Connecting the Midwestern landscape is vital to creating a place where humans and nature thrive. Connected waterways improve water quality, connected habitats give wildlife space and help prevent conflict with people, and connections between people allow us to inspire and empower others to care for wild nature.

Connect Others

 Everyone has a connection to nature, it is something that we all have in common. Sharing how we feel about and interact with nature can forge connections between ourselves and others. Take our connectivity challenge to see how many people you can connect with.

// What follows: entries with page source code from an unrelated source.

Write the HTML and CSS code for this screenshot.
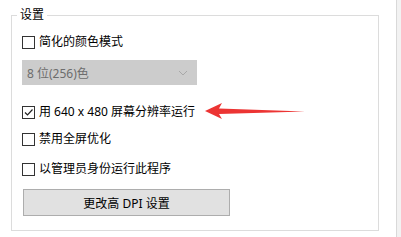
FILE: index.html
```html
<!DOCTYPE html>
<html lang="zh-CN">
<head>
  <meta charset="UTF-8" />
  <title>设置</title>
  <link rel="stylesheet" href="styles.css">
</head>
<body>
  <div class="page">
    <fieldset class="settings">
      <legend>设置</legend>

      <label class="check">
        <span class="box"></span>
        <span>简化的颜色模式</span>
      </label>

      <div class="select">
        <span>8 位(256)色</span>
        <svg class="chevron" width="10" height="6" viewBox="0 0 10 6">
          <path d="M1 1 L5 5 L9 1" fill="none" stroke="#a8a8a8" stroke-width="1"/>
        </svg>
      </div>

      <label class="check row-640">
        <span class="box">
          <svg width="11" height="11" viewBox="0 0 11 11">
            <path d="M2 5.5 L4.5 8 L9.5 2.5" fill="none" stroke="#222" stroke-width="1.2"/>
          </svg>
        </span>
        <span>用 640 x 480 屏幕分辨率运行</span>
        <svg class="arrow" width="104" height="20" viewBox="0 0 104 20">
          <path d="M0 12 L17 4 L14 9.5 L100 12.5 L14 15 L17 20 Z" fill="#ec3433"/>
        </svg>
      </label>

      <label class="check row-full">
        <span class="box"></span>
        <span>禁用全屏优化</span>
      </label>

      <label class="check row-admin">
        <span class="box"></span>
        <span>以管理员身份运行此程序</span>
      </label>

      <button class="dpi">更改高 DPI 设置</button>
    </fieldset>
  </div>
</body>
</html>
```

FILE: styles.css
```css
* { box-sizing: border-box; margin: 0; padding: 0; }
body {
  font-family: "Noto Sans", "Noto Sans CJK SC", sans-serif;
  font-size: 12px;
  color: #000;
  background: #f2f2f2;
}

.page {
  width: 397px;
  height: 237px;
  background: #fff;
  border-right: 1px solid #d9d9d9;
  padding: 7px 0 0 11px;
}

.settings {
  width: 368px;
  border: 1px solid #dcdcdc;
  padding: 10px 0 14px 10px;
  display: flex;
  flex-direction: column;
  align-items: flex-start;
}
.settings legend {
  line-height: 16px;
  padding: 0 3px;
  margin-left: -5px;
}

.check {
  position: relative;
  display: flex;
  align-items: center;
  gap: 4px;
  height: 18px;
  line-height: 18px;
}
.box {
  width: 13px;
  height: 13px;
  border: 1px solid #333;
  background: #fff;
  display: flex;
  align-items: center;
  justify-content: center;
}

.select {
  margin-top: 9px;
  width: 175px;
  height: 25px;
  background: #cccccc;
  color: #6d6d6d;
  display: flex;
  align-items: center;
  justify-content: space-between;
  padding: 0 9px 0 5px;
}

.row-640 { margin-top: 18px; }
.row-full { margin-top: 9px; }
.row-admin { margin-top: 12px; }

.arrow {
  position: absolute;
  left: 183px;
  top: -4px;
}

.dpi {
  margin-top: 11px;
  margin-left: 1px;
  width: 207px;
  height: 27px;
  background: #e1e1e1;
  border: 1px solid #adadad;
  font-family: inherit;
  font-size: 12px;
  color: #000;
}
```
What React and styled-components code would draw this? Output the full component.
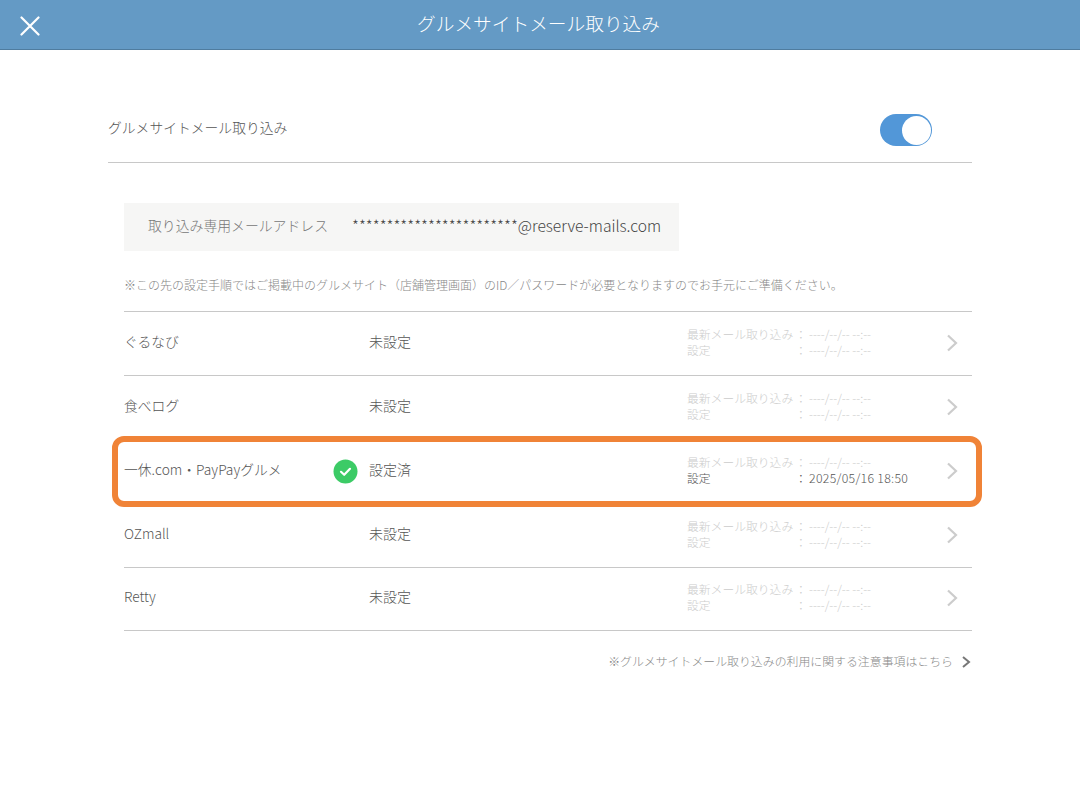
import styled, { createGlobalStyle } from 'styled-components';

const GlobalStyle = createGlobalStyle`
  html, body {
    margin: 0;
    padding: 0;
    background: #fff;
  }
  body {
    font-family: "Noto Sans CJK JP", "Noto Sans", sans-serif;
    font-weight: 300;
    color: #555;
  }
`;

const Page = styled.div`
  width: 1080px;
  height: 790px;
  overflow: hidden;
  background: #fff;
`;

const Header = styled.header`
  position: relative;
  height: 49px;
  background: #649ac5;
  border-bottom: 1px solid #4f7c9f;
  display: flex;
  align-items: center;
  justify-content: center;
`;

const HeaderTitle = styled.h1`
  margin: 0 3px 3px 0;
  font-size: 18.7px;
  font-weight: 300;
  color: #fff;
  line-height: 24px;
`;

const CloseButton = styled.button`
  position: absolute;
  left: 20px;
  top: 16px;
  width: 20px;
  height: 20px;
  padding: 0;
  border: 0;
  background: none;
  display: block;
`;

const Content = styled.main`
  padding: 47px 108px 0;
`;

const ToggleRow = styled.div`
  height: 66px;
  border-bottom: 1px solid #c8c8c8;
  display: flex;
  align-items: center;
  justify-content: space-between;
  padding: 1px 40px 0 0;
  box-sizing: border-box;
`;

const ToggleLabel = styled.span`
  font-size: 13.8px;
  color: #555;
  margin-bottom: 7px;
`;

const Toggle = styled.span`
  width: 52px;
  height: 32px;
  border-radius: 16px;
  background: #5297d8;
  display: flex;
  align-items: center;
  justify-content: flex-end;
  padding-right: 1.5px;
  box-sizing: border-box;
`;

const Knob = styled.span`
  width: 29px;
  height: 29px;
  border-radius: 50%;
  background: #fff;
`;

const Inner = styled.div`
  padding-left: 16px;
`;

const AddressBox = styled.div`
  margin-top: 40px;
  width: 555px;
  height: 48px;
  background: #f6f6f5;
  display: flex;
  align-items: center;
  padding: 0 0 5px 24px;
  box-sizing: border-box;
`;

const AddressLabel = styled.span`
  width: 204px;
  color: #777;
  font-size: 13.85px;
`;

const AddressValue = styled.span`
  color: #444;
  font-size: 15.6px;
  white-space: nowrap;
`;

const Note = styled.p`
  margin: 25px 0 0;
  height: 18px;
  line-height: 18px;
  font-size: 12px;
  color: #888;
  white-space: nowrap;
`;

const List = styled.div`
  position: relative;
  margin-top: 17px;
  border-top: 1px solid #c8c8c8;
`;

const Row = styled.div`
  height: 64px;
  box-sizing: border-box;
  border-bottom: 1px solid #c8c8c8;
  display: flex;
  align-items: center;
  &:nth-child(5) {
    height: 63px;
  }
`;

const SiteName = styled.span`
  width: 209px;
  font-size: 13.8px;
  color: #555;
  white-space: nowrap;
  margin-bottom: 6px;
`;

const StatusIcon = styled.span`
  width: 36px;
  display: flex;
  justify-content: flex-start;
  height: 25px;
`;

const Status = styled.span`
  width: 318px;
  font-size: 14px;
  color: #555;
  margin-bottom: 6px;
`;

const Dates = styled.div`
  width: 259px;
  display: grid;
  grid-template-columns: 108px 14px auto;
  font-size: 11.8px;
  line-height: 16px;
  margin-bottom: 4px;
`;

const DateCell = styled.span`
  color: ${({ $active }) => ($active ? '#555' : '#ccc')};
  white-space: nowrap;
`;

const DateValue = styled(DateCell)`
  font-size: ${({ $active }) => ($active ? '12.3px' : '11.8px')};
  letter-spacing: ${({ $active }) => ($active ? '0.3px' : '0')};
`;

const Chevron = styled.svg`
  display: block;
  flex: none;
  margin-bottom: 2px;
`;

const Highlight = styled.div`
  position: absolute;
  left: -12px;
  top: 124px;
  width: 870px;
  height: 71px;
  box-sizing: border-box;
  border: 6px solid #f08337;
  border-radius: 12px;
  pointer-events: none;
`;

const Footnote = styled.a`
  margin-top: 21px;
  display: flex;
  justify-content: flex-end;
  align-items: center;
  gap: 7px;
  font-size: 11.9px;
  line-height: 18px;
  color: #888;
`;

const FootnoteArrow = styled.svg`
  display: block;
  margin-top: 2px;
`;

const sites = [
  { name: 'ぐるなび', status: '未設定' },
  { name: '食べログ', status: '未設定' },
  { name: '一休.com・PayPayグルメ', status: '設定済', done: true, date: '2025/05/16 18:50' },
  { name: 'OZmall', status: '未設定' },
  { name: 'Retty', status: '未設定' },
];

function App() {
  return (
    <Page>
      <GlobalStyle />
      <Header>
        <CloseButton aria-label="閉じる">
          <svg width="20" height="20" viewBox="0 0 20 20">
            <path d="M1.5 1.5 18.5 18.5M18.5 1.5 1.5 18.5" stroke="#fff" strokeWidth="2.2" strokeLinecap="round" />
          </svg>
        </CloseButton>
        <HeaderTitle>グルメサイトメール取り込み</HeaderTitle>
      </Header>
      <Content>
        <ToggleRow>
          <ToggleLabel>グルメサイトメール取り込み</ToggleLabel>
          <Toggle>
            <Knob />
          </Toggle>
        </ToggleRow>
        <Inner>
          <AddressBox>
            <AddressLabel>取り込み専用メールアドレス</AddressLabel>
            <AddressValue>************************@reserve-mails.com</AddressValue>
          </AddressBox>
          <Note>※この先の設定手順ではご掲載中のグルメサイト（店舗管理画面）のID／パスワードが必要となりますのでお手元にご準備ください。</Note>
          <List>
            {sites.map((site) => (
              <Row key={site.name}>
                <SiteName>{site.name}</SiteName>
                <StatusIcon>
                  {site.done && (
                    <svg width="25" height="25" viewBox="0 0 25 25">
                      <circle cx="12.5" cy="12.5" r="12" fill="#3ccb66" />
                      <path d="M8 12.8 11.2 15.8 17 9.8" fill="none" stroke="#fff" strokeWidth="2.2" strokeLinecap="round" strokeLinejoin="round" />
                    </svg>
                  )}
                </StatusIcon>
                <Status>{site.status}</Status>
                <Dates>
                  <DateCell>最新メール取り込み</DateCell>
                  <DateCell>：</DateCell>
                  <DateValue>----/--/-- --:--</DateValue>
                  <DateCell $active={site.done}>設定</DateCell>
                  <DateCell $active={site.done}>：</DateCell>
                  <DateValue $active={site.done}>{site.date || '----/--/-- --:--'}</DateValue>
                </Dates>
                <Chevron width="12" height="18" viewBox="0 0 12 18">
                  <path d="M2 1.5 10 9 2 16.5" fill="none" stroke="#ccc" strokeWidth="2.2" />
                </Chevron>
              </Row>
            ))}
            <Highlight />
          </List>
          <Footnote>
            ※グルメサイトメール取り込みの利用に関する注意事項はこちら
            <FootnoteArrow width="12" height="12" viewBox="0 0 12 12">
              <path d="M3 1 9 6 3 11" fill="none" stroke="#777" strokeWidth="2" />
            </FootnoteArrow>
          </Footnote>
        </Inner>
      </Content>
    </Page>
  );
}

export default App;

We know that humans care, nurture and love what they know, what they are familiar with, what they feel connected to. Human beings need nature and healthy ecosystems to survive. Our survival depends upon our connection to- and care for- nature and the planet.

Camilla Fox

Founder and Executive Director, Project Coyote

Monarch Butterfly

Monarchs are the symbol of the Midwest. Every year millions of people watch for their return, waiting to see them dancing across gardens and fields. There are festivals, artwork, and poems about monarch butterflies, and yet these delicate dancers are disappearing. Climate change affects the weather conditions for the monarch’s annual migration, and pesticides and land conversion reduce available habitat. Building a connected landscape across the Mississippi River will help monarchs and other insects survive the challenges to come.

Bobwhite Quail

The sharp “bob-white!”  call of the northern bobwhite quail used to be the sound of summer in the central and eastern U.S. Now this song is fading as this once common grassland bird’s populations grow ever smaller. All across North America bird populations are rapidly declining, due in large part to habitat loss. Connecting landscapes across North America’s largest watershed will help bobwhite and other bird species.

Blanding's Turtle

You might have never heard of Blanding’s turtle, but they are certainly aware of humans. These endangered turtles could once be found all across the Midwest, lower central Canada, and up over into New York. However, roads, dams, wetlands loss, pollution, and other human activities have severely impacted these gentle animals. Throughout the Mississippi River watershed reptiles and amphibians are struggling. Connecting waterways, wetlands, and floodplains can help these species survive.

Mountain Lions

In 2022 we lost the iconic P-22, a mountain lion that taught us the importance of connected habitat. Mountain Lions are protected in California, but in many Midwestern states, it is legal to shoot these beautiful animals on sight. Help us protect mountain lions and reconnect vital habitats for these amazing cats and all other wild mammals.

Brook Trout

These beautiful polka-dotted fish like clear, cool waters and gravel-bottomed waterways. While these stream characteristics were once fairly common throughout the Midwest, pollution, stream straightening, dams, and other human activities have reduced the amount of available habitat for brook trout and other fish species that need access to cold and clean water. Good habitat for these species still exists, we just need to provide connectivity so populations can interbreed.

Morel Mushrooms

Each spring hunters across the Midwest head to the forest to find their elusive prey, the morel mushroom. These mushrooms are highly sought after for their delicious flavor, so much so that morel hunting has become a time-honored tradition. But these culinary delights play an important part in their forest ecosystem. Underground a vast network of mycelium symbiotically supports tree roots, recycling their leaves into nutrients the trees can reuse. These mushrooms are an important part of ecosystem cohesion, and as their populations increasingly come under pressure from habitat loss and climate change we may start to see the morels disappear. We must rewild and reconnect the Midwest if we hope to continue our outdoor traditions.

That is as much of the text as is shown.